The bakery seems to be a fixture of their lives, the place where Frank or Anne are greeted as neighbors when they take their orange knit bread basket each morning to choose from the delicious selections of rolls piled high. The coolest thing in the shop, aside from the delicious rolls and the beautiful fruit covered cakes, was the row of cane shaped loaves hanging from a bar over the counter like so many doughy candy-canes.
After brunch was finished, our teeth were brushed and the kids were properly bundled we headed off to the National Park on the Czech. The park itself is huge, but we just concerned ourselves with the most dSaxon Switzerlandramatic bit. Overlooking the Elbe river there are massive sandstone cliffs that drop down several hundred feet. All among these cliffs are towers of the same stone jutting up from the forest floor. Unfortunately there were tons of tourists and the day was quite cold, but we spent the morning wandering along paths set into the cliffs.

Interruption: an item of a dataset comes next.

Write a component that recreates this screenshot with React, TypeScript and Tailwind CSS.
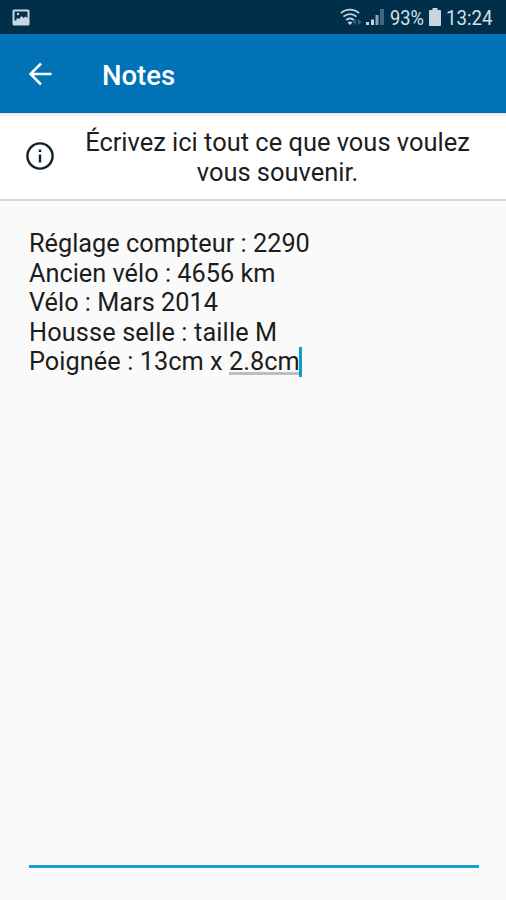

After a veal ragout and an Austrian beer we drove back into Dresden, pausing for an hour or so to have a traditional German afternoon snack of coffee and cake at a restaurant on a hill overlooking the city. It offered a view of the entire city, church spires rising as the tallest buildings among this ridiculously green city, where some neighborhoods got lost under the cover of foliage. The cakes were amazing. Massive slices of ornate creations. I had something made of layers of chocolote cake dotted with brandy-soaked cherries seperated by layers of whipped cream covered in whipped cream and dark chocolate shavings.
That evening we went back to Hellerau for dinner where the neighbors had organized a barbecue for the other tenants. They had set up tables in an “L” pattern big enough for 20 or 30 people. Each of the families brought a salad or two to share and meat for the grill. One guy had prepared an amazing German camp food: dough wrapped around a stick and cooked over an open fire. Anne and I pledged to bring this to America when next we were there. I spend most of the evening talking to a rather nice gentleman whose wife had had a baby a couple days earlier and a family of four whose father was American, and whose youngest daughter taught me a card game and some German words.
After dinner Frank and I went back into the city to see a concert Anne organized as part of the annual Dresdner Musikfestspiele. The concert took place in a newly rennovated church that had been destroyed during the war and rebuilt as close to the original as possible, including the murals on the ceiling and the decorations behind the alter. It’s crisp newness in such an old style gave me a feeling of being transported back in time to when the the original church was first built. An impression supported by the music.
The concert was wonderful. The first piece was Mozart and featured a duet between a violin and viola supported by the orchestra over three movements. Then there was a ludicrously short piece by Bach and another three movements of Mozart. The entire thing only last 75 minutes but by the end I was exhausted. It’d been a long day and I feel asleep a moment after I shut the light.
Sunday was more leisurely. We had breakfast around nine, lingering over the same assortment of cheese and meat with a fresh round of bread. Martha and Frank had a childrens concert at eleven so Anne and I took Carl to an exhibition of the Old Masters at one of the old Palaces in the city center. They had Rembrandt, Titian, Corregio, Raphael, and even two Vermeers, which had an angelic softness about them.
Afterwards we returned home for lunch, then cake and coffee, and then it was time for me to go. The bus ride home was long and uneventful, unlike the weekend.